== DATA SHOWN

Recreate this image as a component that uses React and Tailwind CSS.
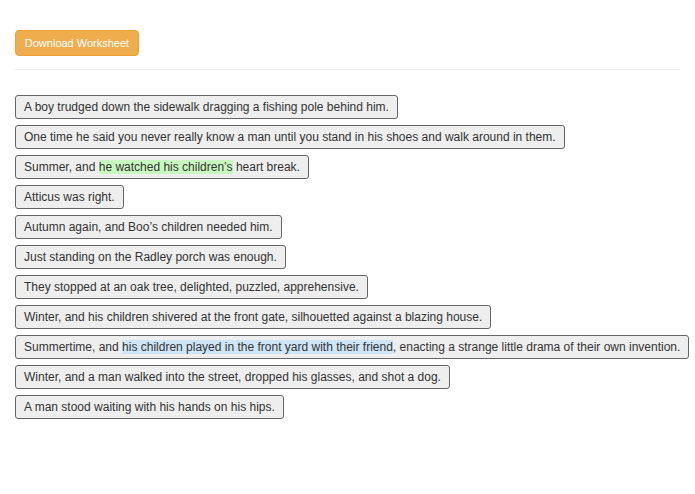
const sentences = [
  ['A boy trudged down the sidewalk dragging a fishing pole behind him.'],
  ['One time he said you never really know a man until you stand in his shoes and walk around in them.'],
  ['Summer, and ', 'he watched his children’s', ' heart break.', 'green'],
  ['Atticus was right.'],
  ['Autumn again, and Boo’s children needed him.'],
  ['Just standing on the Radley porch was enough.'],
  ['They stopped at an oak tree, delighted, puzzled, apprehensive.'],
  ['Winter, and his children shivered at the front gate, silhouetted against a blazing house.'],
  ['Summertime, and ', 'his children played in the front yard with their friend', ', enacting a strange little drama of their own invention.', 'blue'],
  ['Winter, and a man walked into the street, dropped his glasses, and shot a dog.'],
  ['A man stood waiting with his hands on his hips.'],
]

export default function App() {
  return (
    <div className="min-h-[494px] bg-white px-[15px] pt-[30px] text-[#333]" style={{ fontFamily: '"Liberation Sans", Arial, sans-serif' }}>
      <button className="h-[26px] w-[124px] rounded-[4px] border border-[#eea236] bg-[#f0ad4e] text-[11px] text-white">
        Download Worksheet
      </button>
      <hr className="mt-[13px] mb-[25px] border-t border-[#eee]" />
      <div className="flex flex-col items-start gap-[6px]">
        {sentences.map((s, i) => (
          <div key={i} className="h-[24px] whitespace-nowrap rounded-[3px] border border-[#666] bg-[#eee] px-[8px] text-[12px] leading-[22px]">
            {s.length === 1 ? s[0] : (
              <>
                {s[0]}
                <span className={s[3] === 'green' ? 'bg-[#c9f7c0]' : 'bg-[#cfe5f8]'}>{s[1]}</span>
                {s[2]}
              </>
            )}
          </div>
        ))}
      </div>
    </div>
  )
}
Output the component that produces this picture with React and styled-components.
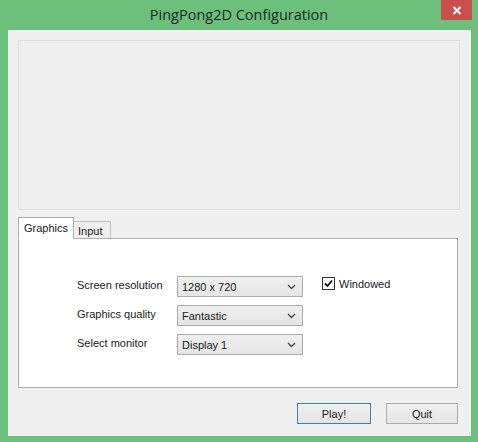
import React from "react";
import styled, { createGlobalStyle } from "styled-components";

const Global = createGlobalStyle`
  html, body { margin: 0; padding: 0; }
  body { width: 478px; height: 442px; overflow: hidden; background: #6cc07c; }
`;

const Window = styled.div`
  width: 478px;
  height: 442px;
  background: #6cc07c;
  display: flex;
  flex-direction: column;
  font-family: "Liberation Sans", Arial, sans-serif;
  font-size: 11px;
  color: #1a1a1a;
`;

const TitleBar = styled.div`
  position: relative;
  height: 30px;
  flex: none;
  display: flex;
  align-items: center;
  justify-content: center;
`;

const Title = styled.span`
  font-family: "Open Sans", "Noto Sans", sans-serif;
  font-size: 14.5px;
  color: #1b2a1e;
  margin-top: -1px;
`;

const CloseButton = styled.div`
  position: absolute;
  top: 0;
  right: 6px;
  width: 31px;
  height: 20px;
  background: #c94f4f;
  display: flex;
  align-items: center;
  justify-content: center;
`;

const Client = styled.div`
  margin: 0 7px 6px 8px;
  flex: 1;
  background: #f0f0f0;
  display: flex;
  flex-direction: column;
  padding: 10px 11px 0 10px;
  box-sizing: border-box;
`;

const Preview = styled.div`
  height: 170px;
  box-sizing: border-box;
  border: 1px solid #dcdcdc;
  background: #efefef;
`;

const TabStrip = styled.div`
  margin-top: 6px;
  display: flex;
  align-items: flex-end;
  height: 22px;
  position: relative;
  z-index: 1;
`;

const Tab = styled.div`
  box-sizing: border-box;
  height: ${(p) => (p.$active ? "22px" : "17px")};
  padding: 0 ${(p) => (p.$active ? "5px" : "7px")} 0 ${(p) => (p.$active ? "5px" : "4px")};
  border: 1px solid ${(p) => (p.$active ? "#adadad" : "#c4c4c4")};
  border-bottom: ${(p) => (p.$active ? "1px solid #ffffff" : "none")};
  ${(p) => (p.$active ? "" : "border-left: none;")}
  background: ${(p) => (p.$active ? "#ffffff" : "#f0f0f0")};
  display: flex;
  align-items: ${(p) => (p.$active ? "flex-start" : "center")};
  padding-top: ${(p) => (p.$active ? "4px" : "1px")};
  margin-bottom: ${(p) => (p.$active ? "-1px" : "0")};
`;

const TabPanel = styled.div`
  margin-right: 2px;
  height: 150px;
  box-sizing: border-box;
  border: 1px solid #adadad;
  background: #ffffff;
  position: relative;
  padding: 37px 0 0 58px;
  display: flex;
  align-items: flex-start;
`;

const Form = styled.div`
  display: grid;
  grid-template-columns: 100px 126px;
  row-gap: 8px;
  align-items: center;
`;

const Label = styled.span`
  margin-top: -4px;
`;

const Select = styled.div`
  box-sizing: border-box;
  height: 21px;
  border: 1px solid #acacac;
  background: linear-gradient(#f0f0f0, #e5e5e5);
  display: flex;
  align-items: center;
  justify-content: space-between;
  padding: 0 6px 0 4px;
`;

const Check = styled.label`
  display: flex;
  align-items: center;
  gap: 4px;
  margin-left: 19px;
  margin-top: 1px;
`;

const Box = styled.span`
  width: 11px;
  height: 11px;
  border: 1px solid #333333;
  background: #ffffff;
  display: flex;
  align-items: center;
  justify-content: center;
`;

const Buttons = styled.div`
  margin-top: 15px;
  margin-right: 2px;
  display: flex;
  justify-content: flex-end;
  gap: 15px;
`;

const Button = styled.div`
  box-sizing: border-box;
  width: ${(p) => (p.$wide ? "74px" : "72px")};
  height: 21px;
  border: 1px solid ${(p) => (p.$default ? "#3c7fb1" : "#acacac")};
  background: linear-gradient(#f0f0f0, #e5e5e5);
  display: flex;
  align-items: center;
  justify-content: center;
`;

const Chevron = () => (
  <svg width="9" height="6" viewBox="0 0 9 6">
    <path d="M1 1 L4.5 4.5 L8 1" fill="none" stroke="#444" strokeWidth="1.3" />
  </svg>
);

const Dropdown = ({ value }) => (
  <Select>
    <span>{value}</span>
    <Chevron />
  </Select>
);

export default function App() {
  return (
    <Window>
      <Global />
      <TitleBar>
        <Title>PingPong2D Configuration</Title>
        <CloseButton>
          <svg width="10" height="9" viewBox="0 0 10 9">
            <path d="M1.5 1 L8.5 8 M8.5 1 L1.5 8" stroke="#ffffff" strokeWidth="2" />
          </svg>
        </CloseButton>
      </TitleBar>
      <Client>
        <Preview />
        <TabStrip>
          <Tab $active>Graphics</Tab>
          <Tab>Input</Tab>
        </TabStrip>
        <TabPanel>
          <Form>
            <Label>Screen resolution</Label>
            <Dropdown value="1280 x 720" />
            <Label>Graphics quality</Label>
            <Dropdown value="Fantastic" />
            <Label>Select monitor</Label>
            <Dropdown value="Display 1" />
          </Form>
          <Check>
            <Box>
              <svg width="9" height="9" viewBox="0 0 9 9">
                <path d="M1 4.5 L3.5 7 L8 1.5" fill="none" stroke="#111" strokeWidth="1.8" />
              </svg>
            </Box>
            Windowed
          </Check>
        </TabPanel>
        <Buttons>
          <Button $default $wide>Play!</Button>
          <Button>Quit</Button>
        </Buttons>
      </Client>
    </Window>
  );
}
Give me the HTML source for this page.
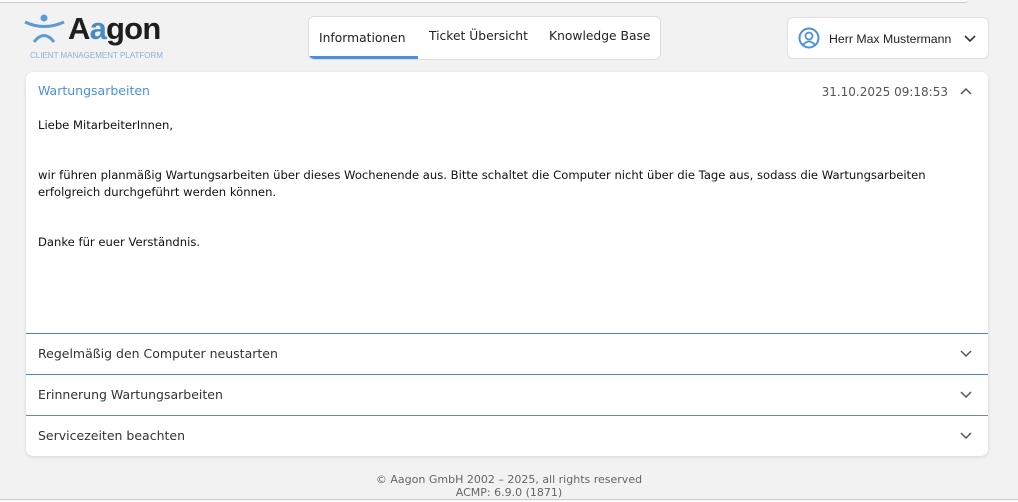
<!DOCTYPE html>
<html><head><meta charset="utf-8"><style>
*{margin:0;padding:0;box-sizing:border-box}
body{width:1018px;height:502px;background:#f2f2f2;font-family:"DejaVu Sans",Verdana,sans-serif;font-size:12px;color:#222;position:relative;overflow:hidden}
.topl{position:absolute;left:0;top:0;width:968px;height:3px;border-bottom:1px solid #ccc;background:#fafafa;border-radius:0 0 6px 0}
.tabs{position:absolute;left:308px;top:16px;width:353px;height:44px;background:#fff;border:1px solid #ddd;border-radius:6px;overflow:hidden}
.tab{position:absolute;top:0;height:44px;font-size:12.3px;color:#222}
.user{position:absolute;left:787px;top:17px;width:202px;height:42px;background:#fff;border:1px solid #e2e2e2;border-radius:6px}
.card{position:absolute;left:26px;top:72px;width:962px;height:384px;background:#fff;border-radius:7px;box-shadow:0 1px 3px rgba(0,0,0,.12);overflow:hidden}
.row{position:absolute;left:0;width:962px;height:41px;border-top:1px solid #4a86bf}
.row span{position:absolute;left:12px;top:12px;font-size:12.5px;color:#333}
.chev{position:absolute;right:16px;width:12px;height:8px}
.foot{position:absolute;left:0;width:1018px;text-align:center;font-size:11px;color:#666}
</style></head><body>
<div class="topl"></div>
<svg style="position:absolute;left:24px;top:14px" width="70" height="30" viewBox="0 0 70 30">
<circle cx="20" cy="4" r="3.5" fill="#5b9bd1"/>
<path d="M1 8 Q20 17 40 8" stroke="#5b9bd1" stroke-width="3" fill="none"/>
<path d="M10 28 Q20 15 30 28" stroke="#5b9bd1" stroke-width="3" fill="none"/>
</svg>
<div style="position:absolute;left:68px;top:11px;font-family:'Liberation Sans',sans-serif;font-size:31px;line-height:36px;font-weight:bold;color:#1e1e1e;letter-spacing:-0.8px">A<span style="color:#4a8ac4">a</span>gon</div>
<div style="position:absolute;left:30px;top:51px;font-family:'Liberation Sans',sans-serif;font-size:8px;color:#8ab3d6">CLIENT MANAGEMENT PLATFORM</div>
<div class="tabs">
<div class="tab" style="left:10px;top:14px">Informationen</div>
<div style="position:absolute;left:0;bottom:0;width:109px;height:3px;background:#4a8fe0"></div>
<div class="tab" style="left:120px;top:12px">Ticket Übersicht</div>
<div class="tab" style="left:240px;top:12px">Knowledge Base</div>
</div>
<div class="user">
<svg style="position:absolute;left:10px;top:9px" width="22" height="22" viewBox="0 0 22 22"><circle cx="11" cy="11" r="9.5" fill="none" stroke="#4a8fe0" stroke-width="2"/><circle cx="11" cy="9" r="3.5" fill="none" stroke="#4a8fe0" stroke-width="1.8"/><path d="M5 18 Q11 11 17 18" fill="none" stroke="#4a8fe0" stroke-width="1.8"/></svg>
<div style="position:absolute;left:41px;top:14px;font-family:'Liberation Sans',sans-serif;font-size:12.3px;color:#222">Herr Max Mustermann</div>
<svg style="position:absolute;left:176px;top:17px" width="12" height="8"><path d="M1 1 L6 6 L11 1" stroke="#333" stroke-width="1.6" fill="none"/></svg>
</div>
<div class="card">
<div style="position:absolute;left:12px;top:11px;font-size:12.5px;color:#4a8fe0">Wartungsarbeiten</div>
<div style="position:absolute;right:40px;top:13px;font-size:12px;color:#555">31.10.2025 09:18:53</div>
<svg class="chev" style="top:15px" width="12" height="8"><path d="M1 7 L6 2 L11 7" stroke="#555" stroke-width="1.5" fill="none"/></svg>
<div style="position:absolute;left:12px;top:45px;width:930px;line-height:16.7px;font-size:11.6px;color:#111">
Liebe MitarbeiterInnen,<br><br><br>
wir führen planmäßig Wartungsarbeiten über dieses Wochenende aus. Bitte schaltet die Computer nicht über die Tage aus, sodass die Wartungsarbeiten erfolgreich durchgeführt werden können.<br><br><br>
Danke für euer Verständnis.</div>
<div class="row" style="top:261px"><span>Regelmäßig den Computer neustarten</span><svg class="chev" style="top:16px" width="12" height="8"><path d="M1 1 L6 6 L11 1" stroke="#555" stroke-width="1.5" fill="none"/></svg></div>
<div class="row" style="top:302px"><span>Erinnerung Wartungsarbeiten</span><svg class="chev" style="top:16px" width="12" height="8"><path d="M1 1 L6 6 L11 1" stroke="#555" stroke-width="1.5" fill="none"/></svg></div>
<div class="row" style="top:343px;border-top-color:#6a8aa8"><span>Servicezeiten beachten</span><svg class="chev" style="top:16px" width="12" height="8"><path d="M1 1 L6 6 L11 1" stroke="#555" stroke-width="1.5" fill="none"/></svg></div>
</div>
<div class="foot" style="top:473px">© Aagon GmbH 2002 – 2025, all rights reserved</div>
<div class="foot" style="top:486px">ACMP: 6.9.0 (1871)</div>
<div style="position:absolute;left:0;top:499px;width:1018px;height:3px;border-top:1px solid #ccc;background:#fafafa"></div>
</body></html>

====

- WHAT YOU HAVE TO DO:
Filter the listing above for the string "React" and copy every matching line.

- SOLUTION FOR THIS PROBLEM:
Recreate this image as a component that uses React and Tailwind CSS.
Output the component that produces this picture with React and styled-components.
import React from "react";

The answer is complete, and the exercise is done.